§ **TO DO**
Copy the records below word for word, from the first line through the line that contains "rounded-[3px] border border-[#b3b3b3]", and leave out any pictures.

§ **DATA TO PROCESS**
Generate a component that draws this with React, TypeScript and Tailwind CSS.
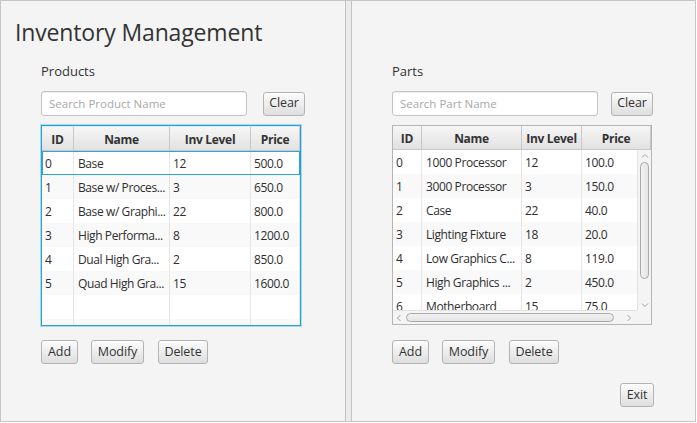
import React from "react";

const btnBase =
  "h-[24px] rounded-[3px] border border-[#b3b3b3] bg-gradient-to-b from-[#fcfcfc] to-[#dedede] text-[12.5px] tracking-[-0.1px] text-[#333] flex items-center justify-center shadow-[inset_0_1px_0_#ffffff] shrink-0";

function Btn({ label, w }: { label: string; w: string }) {
  return <div className={`${btnBase} ${w}`}>{label}</div>;
}

function Search({ placeholder }: { placeholder: string }) {
  return (
    <div className="w-[206px] h-[25px] rounded-[3px] border border-[#c4c4c4] bg-white shadow-[inset_0_1px_1px_#ececec] flex items-center pl-[7px] text-[11.5px] text-[#a8a8a8]">
      {placeholder}
    </div>
  );
}

type Row = [string, string, string, string];

const products: Row[] = [
  ["0", "Base", "12", "500.0"],
  ["1", "Base w/ Proces...", "3", "650.0"],
  ["2", "Base w/ Graphi...", "22", "800.0"],
  ["3", "High Performa...", "8", "1200.0"],
  ["4", "Dual High Gra...", "2", "850.0"],
  ["5", "Quad High Gra...", "15", "1600.0"],
];

const parts: Row[] = [
  ["0", "1000 Processor", "12", "100.0"],
  ["1", "3000 Processor", "3", "150.0"],
  ["2", "Case", "22", "40.0"],
  ["3", "Lighting Fixture", "18", "20.0"],
  ["4", "Low Graphics C...", "8", "119.0"],
  ["5", "High Graphics ...", "2", "450.0"],
  ["6", "Motherboard", "15", "75.0"],
];

const headCell =
  "h-full flex items-center justify-center pt-[3px] font-bold text-[12px] tracking-[-0.3px] text-[#333] border-r border-[#c8c8c8] shrink-0";
const cell =
  "h-full flex items-center pl-[3px] pt-[2px] text-[12px] tracking-[-0.4px] text-[#2e2e2e] border-r border-[#e6e6e6] shrink-0 overflow-hidden whitespace-nowrap";

function Header({ widths }: { widths: string[] }) {
  const labels = ["ID", "Name", "Inv Level", "Price"];
  return (
    <div className="h-[24px] flex border-b border-[#c8c8c8] bg-gradient-to-b from-[#f6f6f6] to-[#e2e2e2] shrink-0">
      {labels.map((l, i) => (
        <div key={l} className={`${headCell} ${widths[i]}`}>
          {l}
        </div>
      ))}
    </div>
  );
}

function Rows({
  rows,
  widths,
  count,
  selected,
}: {
  rows: Row[];
  widths: string[];
  count: number;
  selected?: number;
}) {
  const all: (Row | null)[] = [];
  for (let i = 0; i < count; i++) all.push(rows[i] ?? null);
  return (
    <>
      {all.map((r, i) => (
        <div
          key={i}
          className={`relative h-[24px] flex shrink-0 ${i % 2 === 1 ? "bg-[#f9f9f9]" : "bg-white"}`}
        >
          {widths.map((w, j) => (
            <div key={j} className={`${cell} ${w} ${j === 1 ? "pl-[4px]" : ""}`}>
              {r ? r[j] : ""}
            </div>
          ))}
          {selected === i && (
            <div className="absolute inset-0 border border-[#2fa3d6]" />
          )}
        </div>
      ))}
    </>
  );
}

function ProductsTable() {
  const widths = ["w-[32px]", "w-[96px]", "w-[81px]", "w-[49px]"];
  return (
    <div className="mt-[9px] w-[260px] h-[201px] border border-[#2a9fd4] shadow-[0_0_0_1px_#a9d9ef] bg-white flex flex-col overflow-hidden">
      <div className="h-px bg-[#d7eef8] shrink-0" />
      <Header widths={widths} />
      <Rows rows={products} widths={widths} count={8} selected={0} />
    </div>
  );
}

function PartsTable() {
  const widths = ["w-[29px]", "w-[100px]", "w-[60px]", "w-[69px]"];
  return (
    <div className="mt-[9px] w-[260px] h-[200px] border border-[#b5b5b5] bg-white flex flex-col overflow-hidden">
      <Header widths={widths} />
      <div className="relative flex-1 overflow-hidden">
        <div className="flex flex-col">
          <Rows rows={parts} widths={widths} count={7} />
        </div>
        {/* vertical scrollbar */}
        <div className="absolute top-0 right-0 w-[14px] bottom-[14px] bg-[#f4f4f4] border-l border-[#e2e2e2] flex flex-col items-center">
          <svg width="8" height="6" viewBox="0 0 8 6" className="mt-[3px]">
            <path d="M1 4.5 L4 1.5 L7 4.5" fill="none" stroke="#a0a0a0" strokeWidth="1" />
          </svg>
          <div className="mt-[3px] w-[9px] h-[117px] rounded-[5px] border border-[#a9a9a9] bg-gradient-to-r from-[#f2f2f2] to-[#e4e4e4]" />
          <div className="flex-1" />
          <svg width="8" height="6" viewBox="0 0 8 6" className="mb-[2px]">
            <path d="M1 1.5 L4 4.5 L7 1.5" fill="none" stroke="#a0a0a0" strokeWidth="1" />
          </svg>
        </div>
        {/* horizontal scrollbar */}
        <div className="absolute left-0 right-[14px] bottom-0 h-[14px] bg-[#f4f4f4] border-t border-[#e2e2e2] flex items-center">
          <svg width="6" height="8" viewBox="0 0 6 8" className="ml-[3px]">
            <path d="M4.5 1 L1.5 4 L4.5 7" fill="none" stroke="#a0a0a0" strokeWidth="1" />
          </svg>
          <div className="ml-[4px] w-[208px] h-[9px] rounded-[5px] border border-[#a9a9a9] bg-gradient-to-b from-[#f2f2f2] to-[#e4e4e4]" />
          <div className="flex-1" />
          <svg width="6" height="8" viewBox="0 0 6 8" className="mr-[5px]">
            <path d="M1.5 1 L4.5 4 L1.5 7" fill="none" stroke="#a0a0a0" strokeWidth="1" />
          </svg>
        </div>
        <div className="absolute right-0 bottom-0 w-[14px] h-[14px] bg-[#f4f4f4]" />
      </div>
    </div>
  );
}

export default function App() {
  return (
    <div className="w-[697px] h-[423px] bg-white font-['Open_Sans',sans-serif]">
      <div className="w-[696px] h-[422px] border border-[#c6c6c6] bg-[#f4f4f4] flex">
        {/* left pane */}
        <div className="w-[344px] h-full flex flex-col shrink-0">
          <div className="mt-[15px] pl-[14px] h-[32px] leading-[32px] text-[23px] tracking-[-0.15px] text-[#333]">
            Inventory Management
          </div>
          <div className="ml-[40px] flex flex-col">
            <div className="mt-[14px] h-[18px] leading-[18px] text-[13px] text-[#333]">Products</div>
            <div className="mt-[11px] flex items-center">
              <Search placeholder="Search Product Name" />
              <div className="w-[16px]" />
              <Btn label="Clear" w="w-[42px]" />
            </div>
            <ProductsTable />
            <div className="mt-[14px] flex">
              <Btn label="Add" w="w-[37px]" />
              <div className="w-[13px]" />
              <Btn label="Modify" w="w-[53px]" />
              <div className="w-[14px]" />
              <Btn label="Delete" w="w-[50px]" />
            </div>
          </div>
        </div>
        {/* divider */}
        <div className="w-[7px] h-full border-x border-[#c2c2c2] bg-[#ebebeb] shrink-0" />
        {/* right pane */}
        <div className="flex-1 h-full flex flex-col">
          <div className="mt-[15px] h-[32px]" />
          <div className="ml-[40px] flex flex-col">
            <div className="mt-[14px] h-[18px] leading-[18px] text-[13px] text-[#333]">Parts</div>
            <div className="mt-[11px] flex items-center">
              <Search placeholder="Search Part Name" />
              <div className="w-[13px]" />
              <Btn label="Clear" w="w-[42px]" />
            </div>
            <PartsTable />
            <div className="mt-[15px] flex">
              <Btn label="Add" w="w-[37px]" />
              <div className="w-[13px]" />
              <Btn label="Modify" w="w-[53px]" />
              <div className="w-[14px]" />
              <Btn label="Delete" w="w-[50px]" />
            </div>
            <div className="mt-[19px] flex">
              <div className="w-[228px]" />
              <Btn label="Exit" w="w-[34px]" />
            </div>
          </div>
        </div>
      </div>
    </div>
  );
}
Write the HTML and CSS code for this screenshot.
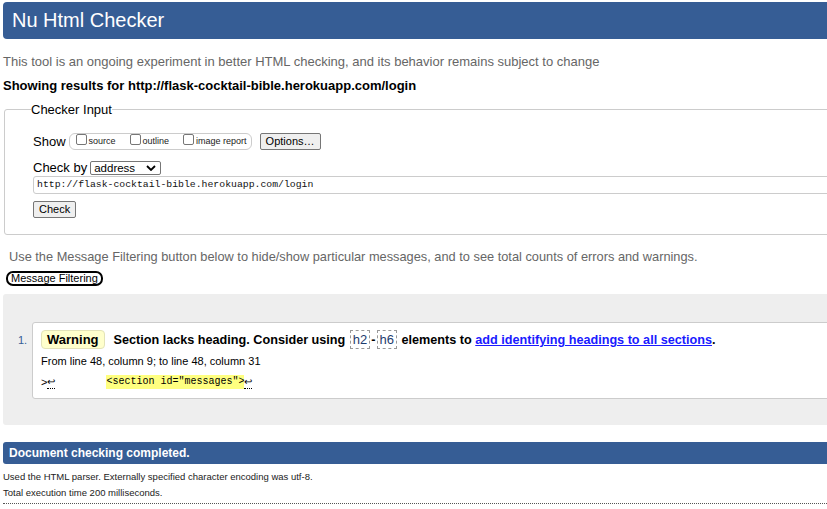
FILE: index.html
```html
<!DOCTYPE html>
<html>
<head>
<meta charset="utf-8">
<title>Nu Html Checker</title>
<link rel="stylesheet" href="styles.css">
</head>
<body>
<div class="page">
  <h1 class="title">Nu Html Checker</h1>
  <p class="intro">This tool is an ongoing experiment in better HTML checking, and its behavior remains subject to change</p>
  <p class="showing">Showing results for http://flask-cocktail-bible.herokuapp.com/login</p>

  <fieldset class="checker">
    <legend>Checker Input</legend>
    <div class="row show-row">
      <span class="lbl">Show</span>
      <span class="pill">
        <label class="opt"><span class="cb"></span>source</label>
        <label class="opt"><span class="cb"></span>outline</label>
        <label class="opt"><span class="cb"></span>image report</label>
      </span>
      <span class="btn options">Options…</span>
    </div>
    <div class="row by-row">
      <span class="lbl">Check by</span>
      <span class="select">address
        <svg class="chev" width="10" height="6" viewBox="0 0 10 6"><path d="M1 1 L5 5 L9 1" fill="none" stroke="#000" stroke-width="1.8"/></svg>
      </span>
    </div>
    <div class="url">http://flask-cocktail-bible.herokuapp.com/login</div>
    <span class="btn check">Check</span>
  </fieldset>

  <p class="filter-note">Use the Message Filtering button below to hide/show particular messages, and to see total counts of errors and warnings.</p>
  <span class="filter-btn">Message Filtering</span>

  <div class="results">
    <ol class="msgs">
      <li class="msg">
        <span class="num">1.</span>
        <div class="box">
          <p class="headline"><span class="badge">Warning</span><span class="mtext">Section lacks heading. Consider using <code class="el">h2</code>-<code class="el">h6</code> elements to <a href="#">add identifying headings to all sections</a>.</span></p>
          <p class="loc">From line 48, column 9; to line 48, column 31</p>
          <p class="extract"><span class="ch">&gt;<span class="lf">↩</span></span><span class="gap"></span><code class="hl">&lt;section id="messages"&gt;</code><span class="lf">↩</span></p>
        </div>
      </li>
    </ol>
  </div>

  <h2 class="done">Document checking completed.</h2>
  <p class="stat first">Used the HTML parser. Externally specified character encoding was utf-8.</p>
  <p class="stat">Total execution time 200 milliseconds.</p>
  <div class="dots"></div>
</div>
</body>
</html>
```

FILE: styles.css
```css
html, body {
  margin: 0;
  padding: 0;
  overflow: hidden;
  background: #fff;
}
body {
  font-family: "Liberation Sans", Arial, sans-serif;
  color: #000;
}
.page {
  width: 880px;
  padding-left: 3px;
}
.title {
  margin: 2px 0 0 0;
  height: 37px;
  line-height: 37px;
  padding-left: 9px;
  background: #365d95;
  color: #fff;
  font-size: 20px;
  font-weight: normal;
  border-radius: 4px 0 0 4px;
}
.intro {
  margin: 14px 0 0 0;
  font-size: 13px;
  line-height: 17px;
  color: #666;
}
.showing {
  margin: 7px 0 0 0;
  font-size: 13px;
  line-height: 17px;
  font-weight: bold;
}
.checker {
  margin: 7px 0 0 1px;
  padding: 14px 0 16px 28px;
  border: 1px solid #ccc;
  border-radius: 3px;
  font-size: 13px;
}
.checker legend {
  padding: 0;
  margin-left: -2px;
  font-size: 13px;
  line-height: 17px;
}
.row {
  display: flex;
  align-items: center;
}
.show-row {
  height: 18px;
}
.lbl {
  font-size: 13px;
}
.pill {
  display: inline-flex;
  align-items: center;
  margin-left: 3px;
  height: 15px;
  padding: 0 4px 0 6px;
  border: 1px solid #ccc;
  border-radius: 6px;
}
.opt {
  display: inline-flex;
  align-items: center;
  font-size: 9px;
  color: #222;
}
.opt + .opt { margin-left: 14px; }
.cb {
  display: inline-block;
  width: 9px;
  height: 9px;
  border: 1px solid #767676;
  border-radius: 2px;
  margin-right: 2px;
  margin-top: -3px;
}
.btn {
  display: inline-block;
  background: #efefef;
  border: 1px solid #767676;
  border-radius: 2px;
  font-size: 11px;
  color: #000;
  box-sizing: border-box;
}
.options {
  margin-left: 8px;
  height: 17px;
  line-height: 15px;
  padding: 0 5px;
}
.by-row {
  margin-top: 10px;
  height: 15px;
}
.select {
  display: inline-flex;
  align-items: center;
  justify-content: space-between;
  box-sizing: border-box;
  width: 71px;
  height: 14px;
  margin-left: 3px;
  padding: 0 4px 0 3px;
  border: 1px solid #767676;
  border-radius: 2px;
  font-size: 11.5px;
}
.chev { display: block; }
.url {
  margin-top: 1px;
  box-sizing: border-box;
  height: 18px;
  line-height: 16px;
  padding-left: 3px;
  border: 1px solid #ccc;
  border-radius: 3px;
  font-family: "Liberation Mono", monospace;
  font-size: 9.8px;
  color: #111;
}
.check {
  margin-top: 7px;
  height: 17px;
  line-height: 15px;
  padding: 0 5px;
}
.filter-note {
  margin: 14px 0 0 6px;
  font-size: 12.8px;
  line-height: 16px;
  color: #666;
}
.filter-btn {
  display: inline-block;
  margin: 6px 0 0 3px;
  box-sizing: border-box;
  height: 15px;
  line-height: 11px;
  padding: 0 3px;
  border: 2px solid #000;
  border-radius: 7px;
  font-size: 11px;
}
.results {
  margin-top: 8px;
  height: 131px;
  background: #eee;
  border-radius: 3px 0 0 3px;
  padding-top: 28px;
  box-sizing: border-box;
}
.msgs {
  list-style: none;
  margin: 0;
  padding: 0;
}
.msg {
  display: flex;
  align-items: flex-start;
}
.num {
  width: 29px;
  padding-left: 15px;
  box-sizing: border-box;
  font-size: 11px;
  color: #365d95;
  padding-top: 12px;
}
.box {
  flex: 1;
  box-sizing: border-box;
  height: 77px;
  background: #fff;
  border: 1px solid #ccc;
  border-radius: 3px 0 0 3px;
  padding: 7px 0 0 8px;
}
.box p { margin: 0; }
.headline {
  display: flex;
  align-items: center;
  font-size: 12.65px;
  font-weight: bold;
  height: 19px;
}
.badge {
  box-sizing: border-box;
  height: 19px;
  line-height: 17px;
  padding: 0 5px;
  background: #ffffcc;
  border: 1px solid #e3e3b8;
  border-radius: 4px;
  font-size: 13px;
}
.mtext { margin-left: 9px; }
.el {
  display: inline-block;
  font-family: "Liberation Sans", Arial, sans-serif;
  font-weight: normal;
  font-size: 13px;
  color: #1e3c6e;
  border: 1px dashed #999;
  padding: 1px 2px;
  line-height: 15px;
  margin: 0 1px;
}
.mtext a {
  color: #1a1aff;
  text-decoration: underline;
}
.loc {
  margin-top: 5px !important;
  font-size: 11px;
  line-height: 14px;
}
.extract {
  margin-top: 7px !important;
  display: flex;
  align-items: center;
  font-size: 11px;
  line-height: 14px;
}
.ch { display: inline-flex; }
.lf {
  border-bottom: 1px dotted #000;
  font-size: 10px;
  line-height: 13px;
}
.gap { width: 51px; }
.hl {
  background: #ffff80;
  font-family: "Liberation Mono", monospace;
  font-size: 10px;
  line-height: 14px;
}
.done {
  margin: 17px 0 0 0;
  height: 22px;
  line-height: 22px;
  padding-left: 6px;
  background: #365d95;
  color: #fff;
  font-size: 12px;
  font-weight: bold;
  border-radius: 3px 0 0 3px;
}
.stat {
  margin: 4px 0 0 0;
  font-size: 9.5px;
  line-height: 12px;
  color: #222;
}
.stat.first { margin-top: 7px; }
.dots {
  margin-top: 4px;
  border-top: 1px dotted #555;
}
```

§ **ANSWER FOR THIS EXERCISE**
Generate a component that draws this with React, TypeScript and Tailwind CSS.
import React from "react";

const btnBase =
  "h-[24px] rounded-[3px] border border-[#b3b3b3] bg-gradient-to-b from-[#fcfcfc] to-[#dedede] text-[12.5px] tracking-[-0.1px] text-[#333] flex items-center justify-center shadow-[inset_0_1px_0_#ffffff] shrink-0";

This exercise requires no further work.